Saturday, May 18

The Artist's Daughter by Alexandra Kuykendall- A Book Review

Hi Friends,  I know many of you are wondering how I am doing two weeks into my role as momma to three little girls!    I promise I have a post about that in the works (in my head anyway...getting it out onto the computer might be a whole different story!). In the meantime, I promised to post a review on this book and so here it is...All is well in Littlewood land...sleeping baby, busy big sisters (who are finally over their stomach bugs!) and lots of laundry and dust all over the house. We are finding our new rhythm and enjoying the moments...more to come on all of that!! 



Book Review: The Artist's Daughter, By Alexandra Kuykendall

   I loved the title and the cover of this book before I ever read a word of it. The long haired brunette, almost nine years old, sitting in a gondola flashing a sweet smile. The title, "The Artist's Daughter" in black lettering floating above the water in the sky.

     I assumed from the get go that I would enjoy the book. I love memoirs. I love true stories that have taken place in far away places I have never traveled to.
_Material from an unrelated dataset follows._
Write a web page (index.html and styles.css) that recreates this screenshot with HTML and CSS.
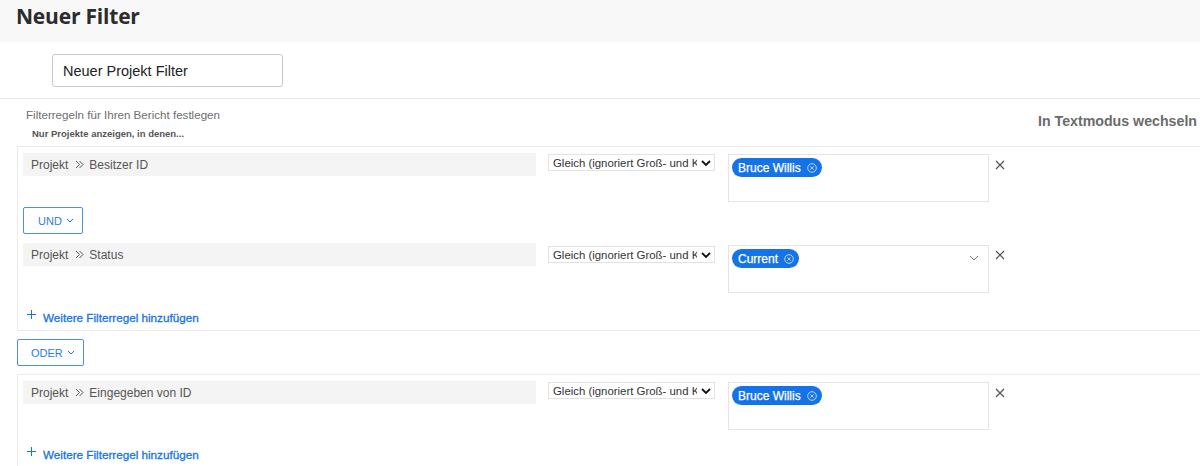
FILE: index.html
```html
<!DOCTYPE html>
<html lang="de">
<head>
<meta charset="utf-8">
<title>Neuer Filter</title>
<link rel="stylesheet" href="styles.css">
</head>
<body>
<header class="page-header">
  <h1 class="title">Neuer Filter</h1>
</header>
<div class="name-row">
  <div class="name-input">Neuer Projekt Filter</div>
</div>
<section class="rules">
  <div class="rules-head">
    <div class="rules-intro">
      <div class="rules-title">Filterregeln für Ihren Bericht festlegen</div>
      <div class="rules-sub">Nur Projekte anzeigen, in denen...</div>
    </div>
    <div class="text-mode">In Textmodus wechseln</div>
  </div>

  <div class="group">
    <div class="rule">
      <div class="field">Projekt<svg class="sep" viewBox="0 0 9 9" width="9" height="9"><path d="M1 1l3.5 3.5L1 8M4.5 1L8 4.5 4.5 8" fill="none" stroke="#555" stroke-width="1"/></svg>Besitzer ID</div>
      <div class="op"><span class="op-text">Gleich (ignoriert Groß- und Kleinschreibung)</span><svg class="op-chev" viewBox="0 0 10 6" width="10" height="6"><path d="M1 1l4 4 4-4" fill="none" stroke="#111" stroke-width="1.8"/></svg></div>
      <div class="value"><span class="chip">Bruce Willis<svg class="chip-x" viewBox="0 0 10 10" width="10" height="10"><circle cx="5" cy="5" r="4.3" fill="none" stroke="#cfe2fb" stroke-width="0.9"/><path d="M3.4 3.4l3.2 3.2M6.6 3.4l-3.2 3.2" stroke="#cfe2fb" stroke-width="0.9"/></svg></span></div>
      <svg class="remove" viewBox="0 0 10 10" width="10" height="10"><path d="M1 1l8 8M9 1l-8 8" stroke="#555" stroke-width="1.2"/></svg>
    </div>
    <button class="logic logic-and">UND <svg viewBox="0 0 8 5" width="8" height="5"><path d="M1 1l3 3 3-3" fill="none" stroke="#1473e6" stroke-width="1"/></svg></button>
    <div class="rule rule-2">
      <div class="field">Projekt<svg class="sep" viewBox="0 0 9 9" width="9" height="9"><path d="M1 1l3.5 3.5L1 8M4.5 1L8 4.5 4.5 8" fill="none" stroke="#555" stroke-width="1"/></svg>Status</div>
      <div class="op op-2"><span class="op-text">Gleich (ignoriert Groß- und Kleinschreibung)</span><svg class="op-chev" viewBox="0 0 10 6" width="10" height="6"><path d="M1 1l4 4 4-4" fill="none" stroke="#111" stroke-width="1.8"/></svg></div>
      <div class="value value-2"><span class="chip">Current<svg class="chip-x" viewBox="0 0 10 10" width="10" height="10"><circle cx="5" cy="5" r="4.3" fill="none" stroke="#cfe2fb" stroke-width="0.9"/><path d="M3.4 3.4l3.2 3.2M6.6 3.4l-3.2 3.2" stroke="#cfe2fb" stroke-width="0.9"/></svg></span><svg class="value-chev" viewBox="0 0 10 6" width="10" height="6"><path d="M1 1l4 4 4-4" fill="none" stroke="#777" stroke-width="1"/></svg></div>
      <svg class="remove" viewBox="0 0 10 10" width="10" height="10"><path d="M1 1l8 8M9 1l-8 8" stroke="#555" stroke-width="1.2"/></svg>
    </div>
    <a class="add-rule"><svg viewBox="0 0 9 9" width="9" height="9"><path d="M4.5 0v9M0 4.5h9" stroke="#1473e6" stroke-width="1"/></svg>Weitere Filterregel hinzufügen</a>
  </div>

  <button class="logic logic-or">ODER <svg viewBox="0 0 8 5" width="8" height="5"><path d="M1 1l3 3 3-3" fill="none" stroke="#1473e6" stroke-width="1"/></svg></button>

  <div class="group group-2">
    <div class="rule">
      <div class="field">Projekt<svg class="sep" viewBox="0 0 9 9" width="9" height="9"><path d="M1 1l3.5 3.5L1 8M4.5 1L8 4.5 4.5 8" fill="none" stroke="#555" stroke-width="1"/></svg>Eingegeben von ID</div>
      <div class="op"><span class="op-text">Gleich (ignoriert Groß- und Kleinschreibung)</span><svg class="op-chev" viewBox="0 0 10 6" width="10" height="6"><path d="M1 1l4 4 4-4" fill="none" stroke="#111" stroke-width="1.8"/></svg></div>
      <div class="value"><span class="chip">Bruce Willis<svg class="chip-x" viewBox="0 0 10 10" width="10" height="10"><circle cx="5" cy="5" r="4.3" fill="none" stroke="#cfe2fb" stroke-width="0.9"/><path d="M3.4 3.4l3.2 3.2M6.6 3.4l-3.2 3.2" stroke="#cfe2fb" stroke-width="0.9"/></svg></span></div>
      <svg class="remove" viewBox="0 0 10 10" width="10" height="10"><path d="M1 1l8 8M9 1l-8 8" stroke="#555" stroke-width="1.2"/></svg>
    </div>
    <a class="add-rule"><svg viewBox="0 0 9 9" width="9" height="9"><path d="M4.5 0v9M0 4.5h9" stroke="#1473e6" stroke-width="1"/></svg>Weitere Filterregel hinzufügen</a>
  </div>
</section>
</body>
</html>
```
FILE: styles.css
```css
* { box-sizing: border-box; }
html, body { margin: 0; padding: 0; background: #fff; }
body {
  font-family: "Liberation Sans", Arial, sans-serif;
  color: #333;
  overflow: hidden;
  width: 1200px;
  height: 466px;
}
.page-header {
  height: 42px;
  background: #f8f8f8;
  padding-left: 16px;
  display: flex;
  align-items: center;
}
.title {
  margin: 0;
  font-family: "Open Sans", "Noto Sans", sans-serif;
  font-size: 21px;
  font-weight: 700;
  color: #2c2c2c;
  letter-spacing: -0.2px;
  line-height: 1;
  margin-top: -10px;
}
.name-row {
  padding: 12px 0 11px 52px;
  border-bottom: 1px solid #e8e8e8;
}
.name-input {
  width: 231px;
  height: 33px;
  border: 1px solid #c8c8c8;
  border-radius: 3px;
  padding-left: 10px;
  font-size: 14.5px;
  color: #222;
  display: flex;
  align-items: center;
}
.rules-head {
  display: flex;
  justify-content: space-between;
  align-items: flex-start;
  height: 47px;
}
.rules-intro { padding-left: 26px; padding-top: 9px; }
.rules-title {
  font-size: 11.6px;
  color: #6e6e6e;
  line-height: 14px;
}
.rules-sub {
  font-size: 9.5px;
  font-weight: 700;
  color: #555;
  margin-top: 6px;
  padding-left: 6px;
  line-height: 12px;
}
.text-mode {
  font-size: 14.2px;
  font-weight: 700;
  color: #6b6b6b;
  padding-top: 14px;
  padding-right: 3px;
}
.group {
  margin-left: 17px;
  border: 1px solid #ececec;
  border-right: none;
  padding: 6px 0 3px 5px;
}
.rule {
  display: flex;
  align-items: flex-start;
}
.field {
  width: 513px;
  height: 23px;
  background: #f4f4f4;
  padding-left: 8px;
  font-size: 12px;
  color: #555;
  display: flex;
  align-items: center;
}
.sep { margin: 0 5px 0 7px; }
.op {
  margin-left: 12px;
  margin-top: 1px;
  width: 167px;
  height: 17px;
  border: 1px solid #e2e2e2;
  display: flex;
  align-items: center;
  padding: 0 3px 0 4px;
  font-size: 11.4px;
  color: #333;
  background: #fff;
}
.op-2 { margin-top: 3px; }
.op-text {
  flex: 1;
  overflow: hidden;
  white-space: nowrap;
  margin-right: 4px;
}
.value {
  margin-left: 13px;
  margin-top: 1px;
  width: 261px;
  height: 48px;
  border: 1px solid #e4e4e4;
  padding: 3px 0 0 3px;
  display: flex;
  align-items: flex-start;
  position: relative;
}
.value-2 { margin-top: 2px; }
.value-chev { position: absolute; right: 9px; top: 9px; }
.chip {
  height: 19px;
  background: #1473e6;
  color: #fff;
  border-radius: 10px;
  font-size: 12px;
  font-weight: 400;
  -webkit-text-stroke: 0.25px #fff;
  padding: 0 5px 0 6px;
  display: inline-flex;
  align-items: center;
  gap: 6px;
}
.remove { margin-left: 6px; margin-top: 7px; }
.logic {
  font-family: "Liberation Sans", Arial, sans-serif;
  background: #fff;
  border: 1px solid #4a90e8;
  border-radius: 2px;
  color: #2f7be6;
  font-size: 11px;
  display: flex;
  align-items: center;
  gap: 4px;
  padding: 0 0 0 14px;
  height: 27px;
}
.logic-and { width: 60px; margin-top: 5px; margin-bottom: 9px; }
.logic-or { width: 67px; margin: 8px 0 8px 17px; padding-left: 13px; height: 27px; }
.add-rule {
  display: flex;
  align-items: center;
  gap: 7px;
  padding-left: 4px;
  margin-top: 14px;
  font-size: 11.7px;
  font-weight: 400;
  -webkit-text-stroke: 0.3px #1473e6;
  color: #1473e6;
  height: 20px;
}
.add-rule svg { margin-top: -6px; }
.group-2 { border-bottom: none; }
.group-2 .add-rule { margin-top: 14px; }
```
I loved the idea of reading another mom's life story-- the memories that shaped her and framed her into the woman she is today and how that has impacted her own mothering journey.

     I also initially assumed that the title, "The Artist's Daughter", was a reference to the author as shaped by our heavenly father (knowing the little bit I did about Kuykendall and her work with MOPS International)-- a concept that I've always found intimately encouraging and reassuring as I make my way, trials and errors, through life.
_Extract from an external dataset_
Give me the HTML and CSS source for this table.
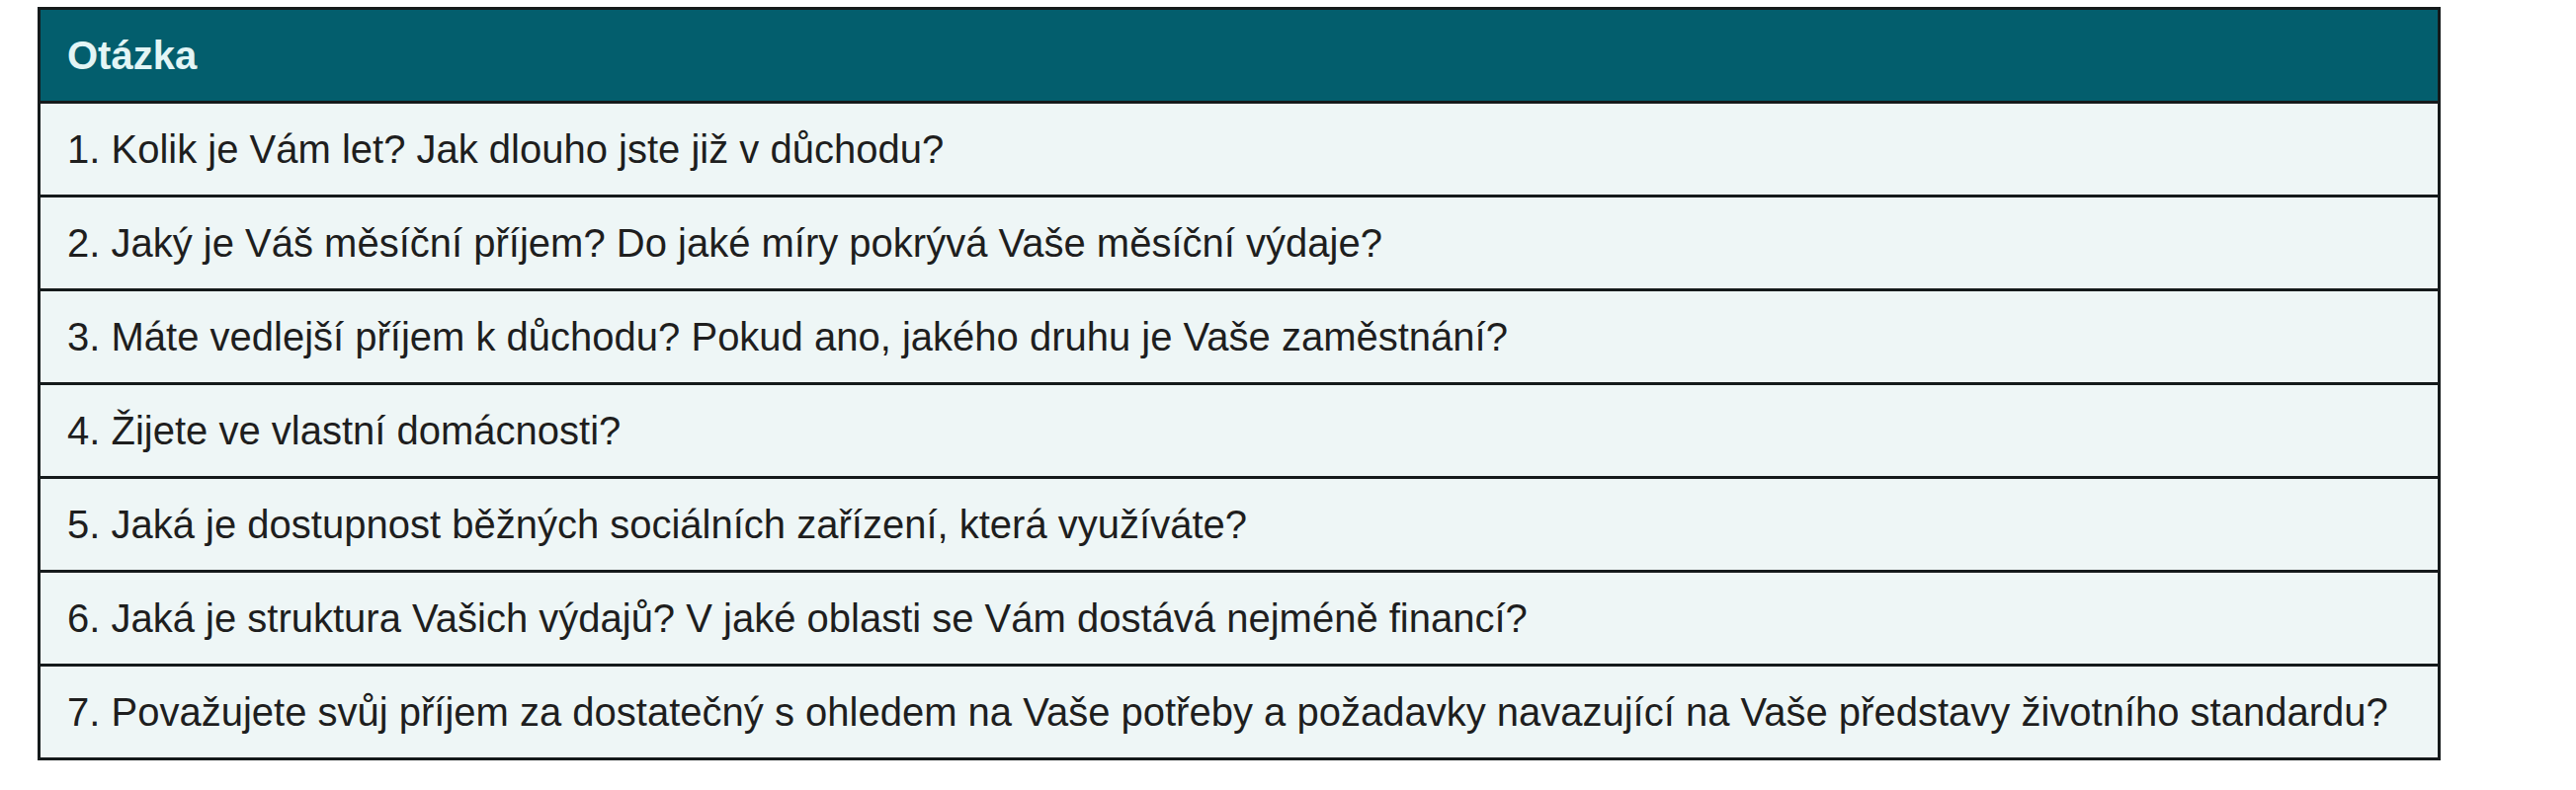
FILE: index.html
```html
<!DOCTYPE html>
<html lang="cs">
<head>
<meta charset="utf-8">
<title>Otázka</title>
<link rel="stylesheet" href="styles.css">
</head>
<body>
<table class="qtable">
  <thead>
    <tr><th>Otázka</th></tr>
  </thead>
  <tbody>
    <tr><td>1. Kolik je Vám let? Jak dlouho jste již v důchodu?</td></tr>
    <tr><td>2. Jaký je Váš měsíční příjem? Do jaké míry pokrývá Vaše měsíční výdaje?</td></tr>
    <tr><td>3. Máte vedlejší příjem k důchodu? Pokud ano, jakého druhu je Vaše zaměstnání?</td></tr>
    <tr><td>4. Žijete ve vlastní domácnosti?</td></tr>
    <tr><td>5. Jaká je dostupnost běžných sociálních zařízení, která využíváte?</td></tr>
    <tr><td>6. Jaká je struktura Vašich výdajů? V jaké oblasti se Vám dostává nejméně financí?</td></tr>
    <tr><td>7. Považujete svůj příjem za dostatečný s ohledem na Vaše potřeby a požadavky navazující na Vaše představy životního standardu?</td></tr>
  </tbody>
</table>
</body>
</html>
```

FILE: styles.css
```css
html, body {
  margin: 0;
  padding: 0;
  background: #ffffff;
}

.qtable {
  margin: 7px 0 0 38px;
  width: 2432px;
  border-collapse: collapse;
  font-family: "Liberation Sans", Arial, sans-serif;
  font-size: 40px;
  color: #1e1e1e;
}

.qtable th,
.qtable td {
  border: 3px solid #151a1b;
  height: 95px;
  padding: 0 0 0 27px;
  text-align: left;
  vertical-align: middle;
  box-sizing: border-box;
}

.qtable th {
  background: #035e6d;
  color: #e3f5f5;
  font-weight: bold;
}

.qtable td {
  background: #eef6f6;
  font-weight: normal;
}
```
     I was correct on many accounts. I did enjoy the book: A story that begins as Alexandra and her mother travel through Italy and Spain together just before her ninth birthday... I love the sense of adventure and the free spirit of her mother who takes on teaching jobs and is showing her only child the world at such a young age.
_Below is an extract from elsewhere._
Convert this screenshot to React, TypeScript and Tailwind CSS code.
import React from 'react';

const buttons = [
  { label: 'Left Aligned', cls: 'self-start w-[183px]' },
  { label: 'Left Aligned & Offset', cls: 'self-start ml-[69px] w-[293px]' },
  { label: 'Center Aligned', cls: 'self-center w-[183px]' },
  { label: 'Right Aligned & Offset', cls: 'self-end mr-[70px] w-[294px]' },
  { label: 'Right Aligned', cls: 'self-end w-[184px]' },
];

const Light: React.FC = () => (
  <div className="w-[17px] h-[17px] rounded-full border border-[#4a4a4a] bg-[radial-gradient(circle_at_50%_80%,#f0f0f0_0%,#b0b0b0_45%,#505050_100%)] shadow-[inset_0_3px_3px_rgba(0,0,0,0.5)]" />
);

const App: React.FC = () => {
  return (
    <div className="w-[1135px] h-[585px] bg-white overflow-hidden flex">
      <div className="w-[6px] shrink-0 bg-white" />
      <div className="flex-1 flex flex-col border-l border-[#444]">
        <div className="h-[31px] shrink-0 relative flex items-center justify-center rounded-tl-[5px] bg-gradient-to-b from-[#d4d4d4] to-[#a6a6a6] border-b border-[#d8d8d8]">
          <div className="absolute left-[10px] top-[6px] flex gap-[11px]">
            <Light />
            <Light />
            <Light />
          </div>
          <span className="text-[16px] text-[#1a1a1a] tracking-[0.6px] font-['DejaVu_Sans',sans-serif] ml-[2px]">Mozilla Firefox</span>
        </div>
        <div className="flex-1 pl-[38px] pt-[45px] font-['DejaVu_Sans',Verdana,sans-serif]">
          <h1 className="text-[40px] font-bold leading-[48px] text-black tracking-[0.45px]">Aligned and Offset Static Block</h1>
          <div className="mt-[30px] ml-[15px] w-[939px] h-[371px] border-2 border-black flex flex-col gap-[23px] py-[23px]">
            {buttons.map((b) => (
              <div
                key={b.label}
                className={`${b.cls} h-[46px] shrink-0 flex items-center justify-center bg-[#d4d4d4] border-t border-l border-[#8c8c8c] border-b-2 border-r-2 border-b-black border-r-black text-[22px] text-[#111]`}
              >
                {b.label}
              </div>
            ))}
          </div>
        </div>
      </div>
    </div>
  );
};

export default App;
    However, as it turns out, the title is more of a reference to the author's absent Spanish artist father that she meets in Barcelona for the very first time that summer than the heavenly Father with whom she eventually does find a relationship with later in life (though her relationship with God is a significant part of the story). It is a story with much more heartbreak than I had initially expected. The story of a little girl, then teen girl, and eventually adult woman coming to terms with the realization that her father was so self-absorbed in his own interests that he wanted little to do with her.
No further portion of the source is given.